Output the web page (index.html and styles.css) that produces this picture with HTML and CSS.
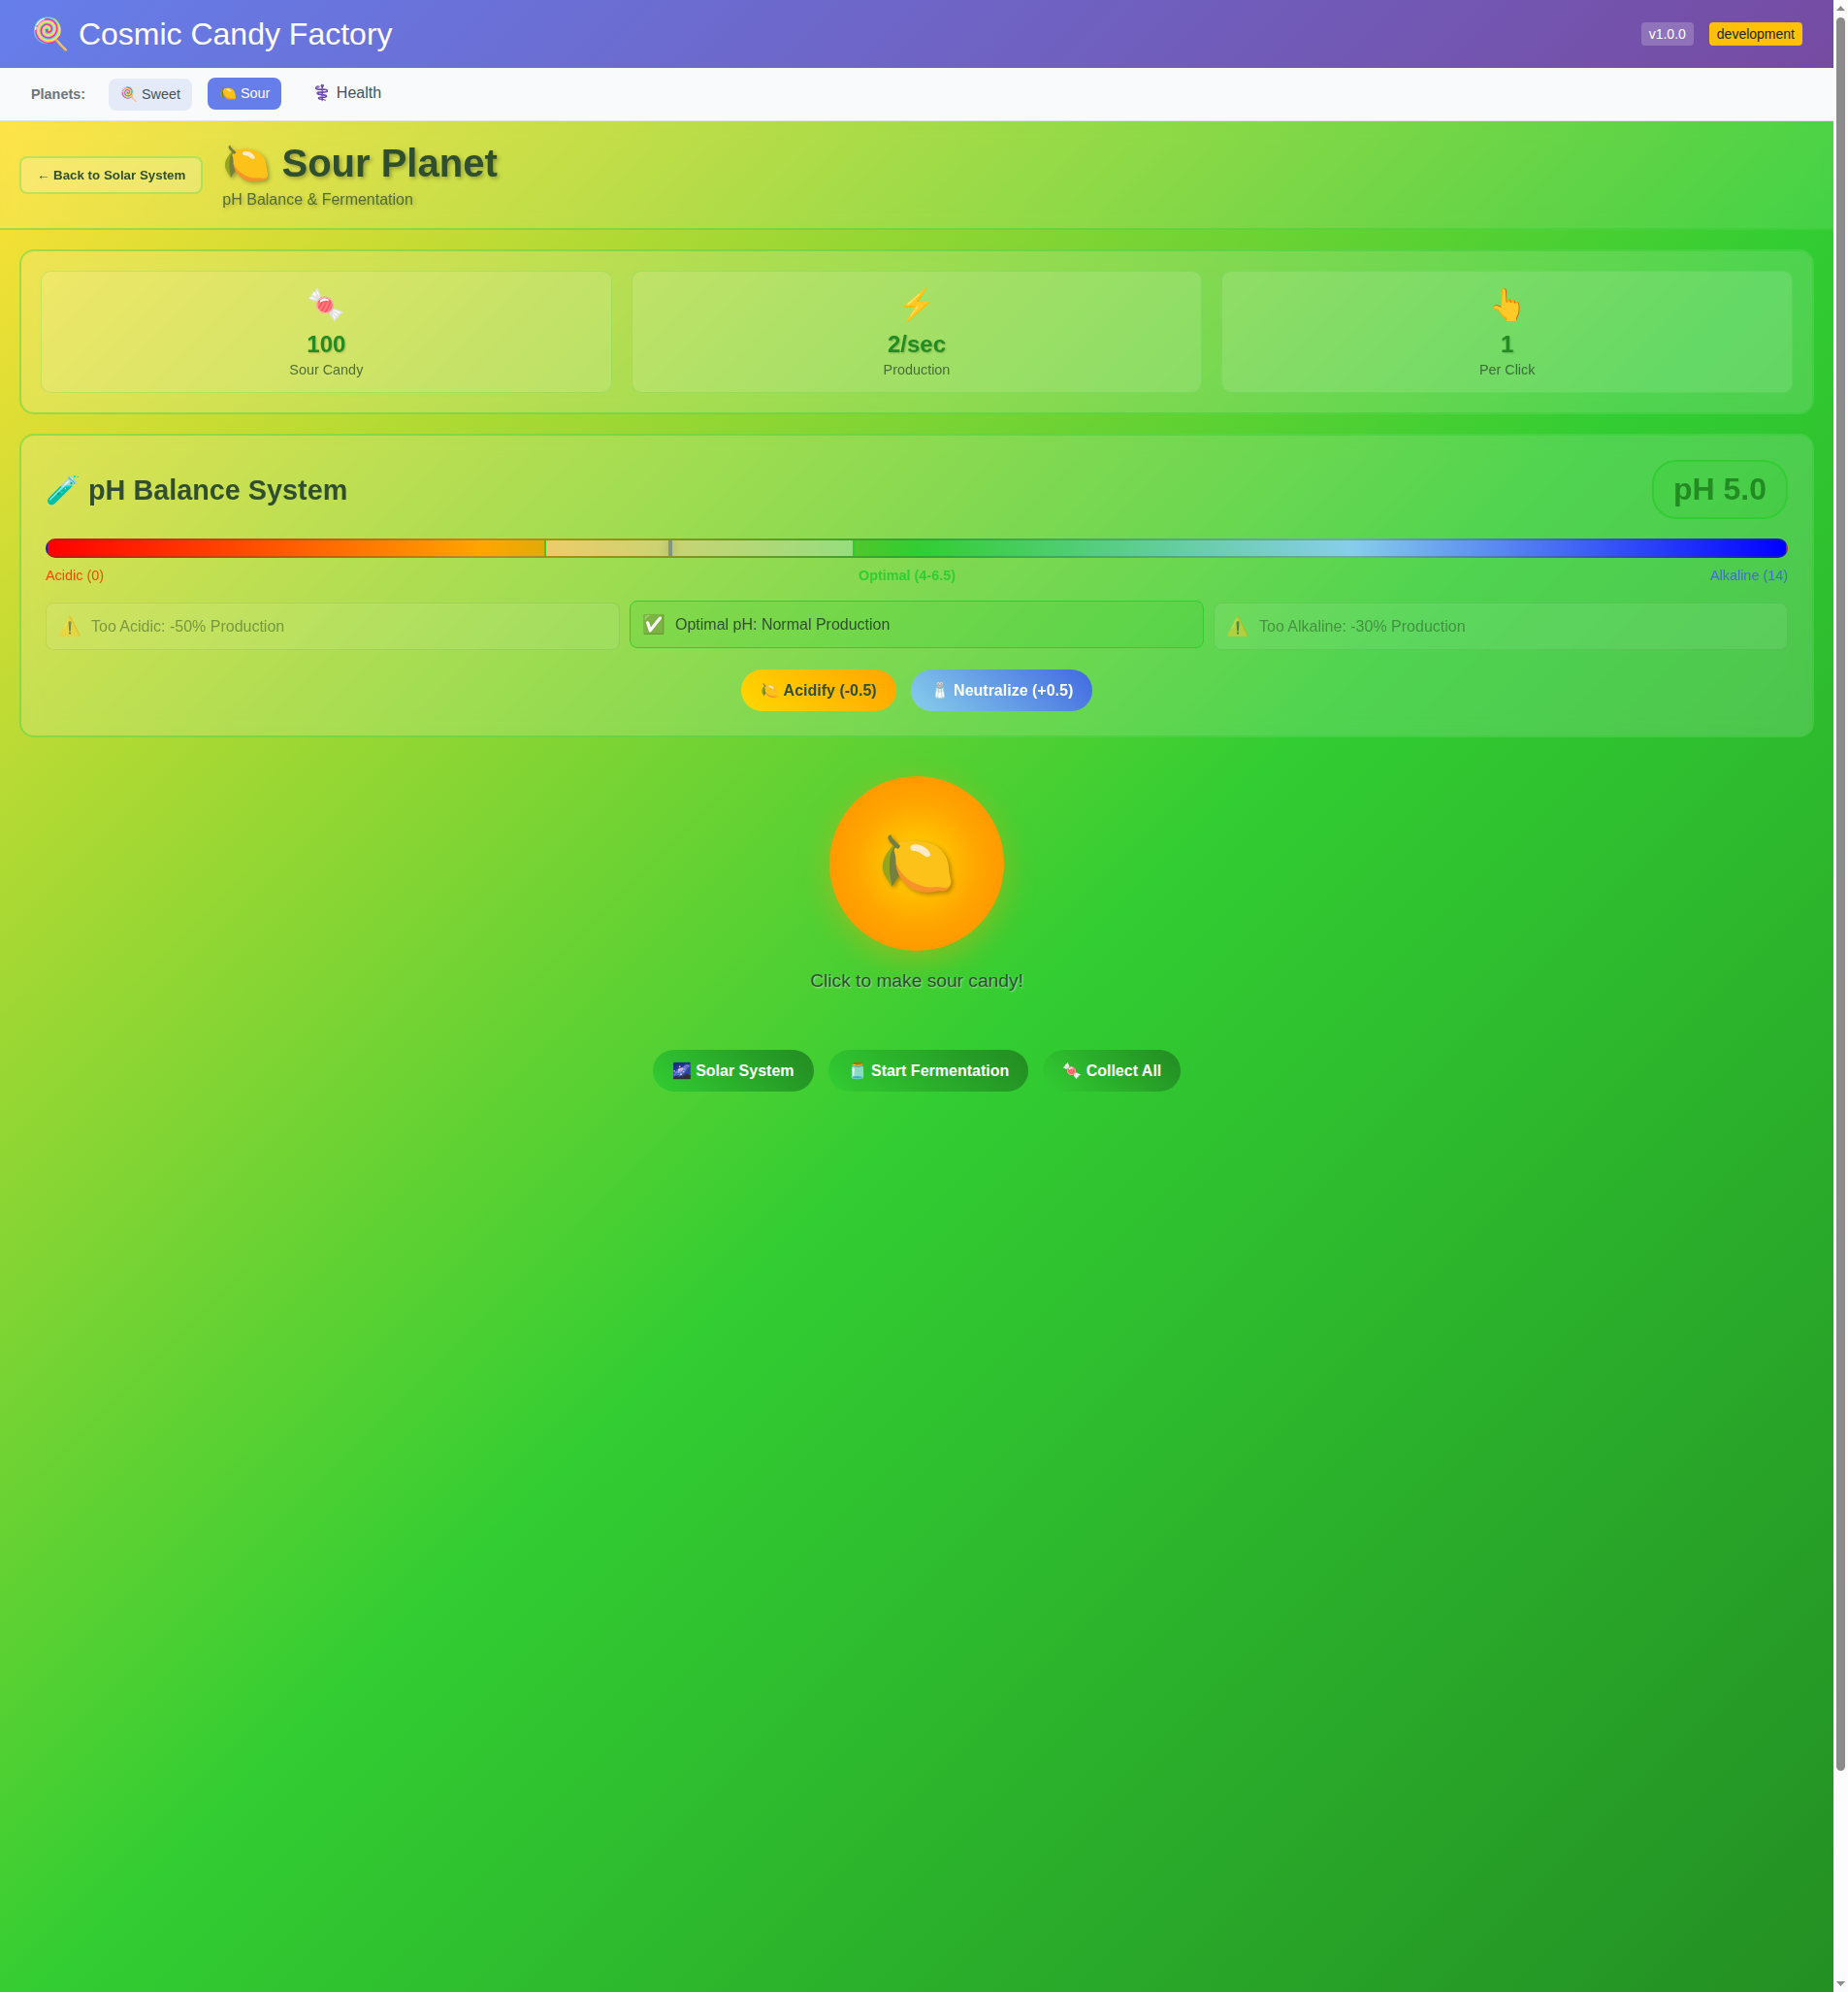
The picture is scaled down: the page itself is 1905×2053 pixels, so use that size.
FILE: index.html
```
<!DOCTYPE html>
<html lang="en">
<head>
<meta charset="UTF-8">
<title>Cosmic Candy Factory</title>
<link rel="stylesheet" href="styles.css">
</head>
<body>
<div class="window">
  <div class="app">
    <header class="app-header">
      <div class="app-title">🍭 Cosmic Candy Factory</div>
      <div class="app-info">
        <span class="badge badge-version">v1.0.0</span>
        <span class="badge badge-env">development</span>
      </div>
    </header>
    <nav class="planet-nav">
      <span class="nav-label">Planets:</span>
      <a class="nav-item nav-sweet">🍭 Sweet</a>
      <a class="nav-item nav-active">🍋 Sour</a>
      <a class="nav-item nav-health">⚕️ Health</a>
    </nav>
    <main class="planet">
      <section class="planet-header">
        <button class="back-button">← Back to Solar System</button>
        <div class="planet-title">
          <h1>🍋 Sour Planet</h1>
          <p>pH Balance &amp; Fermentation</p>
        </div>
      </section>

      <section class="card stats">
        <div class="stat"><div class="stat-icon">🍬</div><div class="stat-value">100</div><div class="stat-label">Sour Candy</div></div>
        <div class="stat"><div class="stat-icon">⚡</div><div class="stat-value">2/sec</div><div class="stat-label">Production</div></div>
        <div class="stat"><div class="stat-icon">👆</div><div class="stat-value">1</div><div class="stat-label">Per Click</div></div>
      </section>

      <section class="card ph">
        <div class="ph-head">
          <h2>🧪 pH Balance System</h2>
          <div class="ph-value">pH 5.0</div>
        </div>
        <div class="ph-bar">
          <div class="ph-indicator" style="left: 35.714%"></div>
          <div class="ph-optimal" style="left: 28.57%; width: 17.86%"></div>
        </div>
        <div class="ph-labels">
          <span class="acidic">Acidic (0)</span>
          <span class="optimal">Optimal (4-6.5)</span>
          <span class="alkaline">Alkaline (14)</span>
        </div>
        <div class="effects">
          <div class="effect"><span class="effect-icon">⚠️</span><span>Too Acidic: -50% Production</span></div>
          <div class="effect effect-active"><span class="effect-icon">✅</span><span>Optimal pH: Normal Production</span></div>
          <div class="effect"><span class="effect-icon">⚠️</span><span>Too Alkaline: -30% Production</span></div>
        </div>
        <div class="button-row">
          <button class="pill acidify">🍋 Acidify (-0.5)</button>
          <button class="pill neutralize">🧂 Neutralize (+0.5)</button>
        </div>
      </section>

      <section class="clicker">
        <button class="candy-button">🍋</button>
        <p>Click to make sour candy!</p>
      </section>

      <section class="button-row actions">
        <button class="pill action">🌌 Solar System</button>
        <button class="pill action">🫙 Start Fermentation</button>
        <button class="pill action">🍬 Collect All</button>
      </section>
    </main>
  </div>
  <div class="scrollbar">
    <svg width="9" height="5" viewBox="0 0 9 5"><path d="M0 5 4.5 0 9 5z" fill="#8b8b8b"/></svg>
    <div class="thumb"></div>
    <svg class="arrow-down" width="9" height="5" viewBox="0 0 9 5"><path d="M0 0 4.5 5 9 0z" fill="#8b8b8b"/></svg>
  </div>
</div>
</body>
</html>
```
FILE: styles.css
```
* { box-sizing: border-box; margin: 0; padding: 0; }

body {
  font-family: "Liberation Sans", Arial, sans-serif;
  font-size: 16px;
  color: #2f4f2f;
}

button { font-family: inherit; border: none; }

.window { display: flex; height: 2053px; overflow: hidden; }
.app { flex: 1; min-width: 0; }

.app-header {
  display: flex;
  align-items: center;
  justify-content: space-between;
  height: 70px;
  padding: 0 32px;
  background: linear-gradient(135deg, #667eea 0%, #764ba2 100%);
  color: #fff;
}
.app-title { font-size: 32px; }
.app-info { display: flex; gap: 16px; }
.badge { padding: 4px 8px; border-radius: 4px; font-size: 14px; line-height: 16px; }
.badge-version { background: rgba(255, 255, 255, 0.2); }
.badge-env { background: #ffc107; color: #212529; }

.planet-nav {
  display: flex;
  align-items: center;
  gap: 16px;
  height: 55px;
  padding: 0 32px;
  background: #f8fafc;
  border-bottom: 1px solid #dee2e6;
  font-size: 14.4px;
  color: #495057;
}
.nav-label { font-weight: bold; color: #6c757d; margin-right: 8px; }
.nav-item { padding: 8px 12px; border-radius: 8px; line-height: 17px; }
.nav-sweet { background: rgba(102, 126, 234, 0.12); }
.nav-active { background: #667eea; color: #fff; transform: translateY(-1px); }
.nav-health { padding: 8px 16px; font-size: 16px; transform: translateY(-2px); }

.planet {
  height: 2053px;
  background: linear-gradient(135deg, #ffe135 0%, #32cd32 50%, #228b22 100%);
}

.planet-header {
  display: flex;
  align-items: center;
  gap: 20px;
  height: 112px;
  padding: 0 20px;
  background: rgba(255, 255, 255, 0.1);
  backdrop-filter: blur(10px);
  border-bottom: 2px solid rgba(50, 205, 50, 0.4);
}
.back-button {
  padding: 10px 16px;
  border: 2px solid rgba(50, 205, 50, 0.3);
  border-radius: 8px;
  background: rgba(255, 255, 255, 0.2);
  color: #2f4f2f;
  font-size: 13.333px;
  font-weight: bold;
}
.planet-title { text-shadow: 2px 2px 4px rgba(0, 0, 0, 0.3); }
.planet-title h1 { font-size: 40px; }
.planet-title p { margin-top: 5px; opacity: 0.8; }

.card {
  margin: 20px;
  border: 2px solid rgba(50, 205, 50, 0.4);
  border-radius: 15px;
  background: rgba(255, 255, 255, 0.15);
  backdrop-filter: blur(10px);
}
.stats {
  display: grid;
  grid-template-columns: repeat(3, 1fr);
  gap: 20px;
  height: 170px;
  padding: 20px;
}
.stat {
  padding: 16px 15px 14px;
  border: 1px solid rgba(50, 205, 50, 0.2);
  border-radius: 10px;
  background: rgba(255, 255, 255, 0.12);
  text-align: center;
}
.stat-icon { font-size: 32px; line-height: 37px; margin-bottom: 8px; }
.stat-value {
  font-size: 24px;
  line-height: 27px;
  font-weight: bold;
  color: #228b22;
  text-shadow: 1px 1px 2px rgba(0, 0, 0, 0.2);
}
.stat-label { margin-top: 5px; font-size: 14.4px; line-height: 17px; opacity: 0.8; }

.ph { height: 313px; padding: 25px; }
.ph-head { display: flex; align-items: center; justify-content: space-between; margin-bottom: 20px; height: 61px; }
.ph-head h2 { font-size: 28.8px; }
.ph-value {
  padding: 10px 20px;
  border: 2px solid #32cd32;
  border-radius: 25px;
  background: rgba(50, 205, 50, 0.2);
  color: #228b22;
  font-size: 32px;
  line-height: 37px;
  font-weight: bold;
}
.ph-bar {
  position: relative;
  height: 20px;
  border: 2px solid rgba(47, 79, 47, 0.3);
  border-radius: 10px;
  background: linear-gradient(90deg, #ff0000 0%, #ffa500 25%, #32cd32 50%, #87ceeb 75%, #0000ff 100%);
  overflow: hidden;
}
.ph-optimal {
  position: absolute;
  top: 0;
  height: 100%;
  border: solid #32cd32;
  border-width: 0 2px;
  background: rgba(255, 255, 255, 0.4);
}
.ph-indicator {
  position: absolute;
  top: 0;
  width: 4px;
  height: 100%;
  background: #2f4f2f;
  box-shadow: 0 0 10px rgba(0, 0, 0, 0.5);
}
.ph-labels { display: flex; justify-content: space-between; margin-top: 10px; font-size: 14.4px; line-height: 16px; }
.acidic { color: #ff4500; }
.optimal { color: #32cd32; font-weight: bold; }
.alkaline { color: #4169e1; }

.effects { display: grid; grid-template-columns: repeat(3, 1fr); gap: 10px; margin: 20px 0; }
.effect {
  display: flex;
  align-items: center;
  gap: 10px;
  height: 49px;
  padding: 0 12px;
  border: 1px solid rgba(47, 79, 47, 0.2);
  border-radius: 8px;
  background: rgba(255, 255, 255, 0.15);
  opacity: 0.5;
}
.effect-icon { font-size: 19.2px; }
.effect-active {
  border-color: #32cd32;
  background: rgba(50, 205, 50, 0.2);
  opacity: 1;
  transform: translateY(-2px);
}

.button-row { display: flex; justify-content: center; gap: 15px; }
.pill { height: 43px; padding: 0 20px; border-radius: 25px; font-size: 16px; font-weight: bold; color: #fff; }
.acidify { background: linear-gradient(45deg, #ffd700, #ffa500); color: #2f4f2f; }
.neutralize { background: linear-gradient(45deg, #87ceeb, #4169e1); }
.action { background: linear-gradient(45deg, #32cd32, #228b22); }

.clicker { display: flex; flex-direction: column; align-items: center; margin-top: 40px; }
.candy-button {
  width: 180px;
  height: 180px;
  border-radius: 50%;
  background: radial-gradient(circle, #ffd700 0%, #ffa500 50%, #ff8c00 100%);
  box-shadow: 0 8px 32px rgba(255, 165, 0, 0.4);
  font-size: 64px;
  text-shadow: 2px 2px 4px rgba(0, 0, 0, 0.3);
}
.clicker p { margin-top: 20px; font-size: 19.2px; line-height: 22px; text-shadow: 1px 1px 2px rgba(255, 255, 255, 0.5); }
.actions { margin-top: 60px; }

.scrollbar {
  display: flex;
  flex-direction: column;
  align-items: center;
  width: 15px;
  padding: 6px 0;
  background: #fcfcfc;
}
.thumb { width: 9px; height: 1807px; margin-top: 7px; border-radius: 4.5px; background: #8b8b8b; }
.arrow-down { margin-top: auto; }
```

SET EXERCISE: The word "html" may appear on some lines. Report how many lines hold it, giving the number alone.

OUTPUT: 5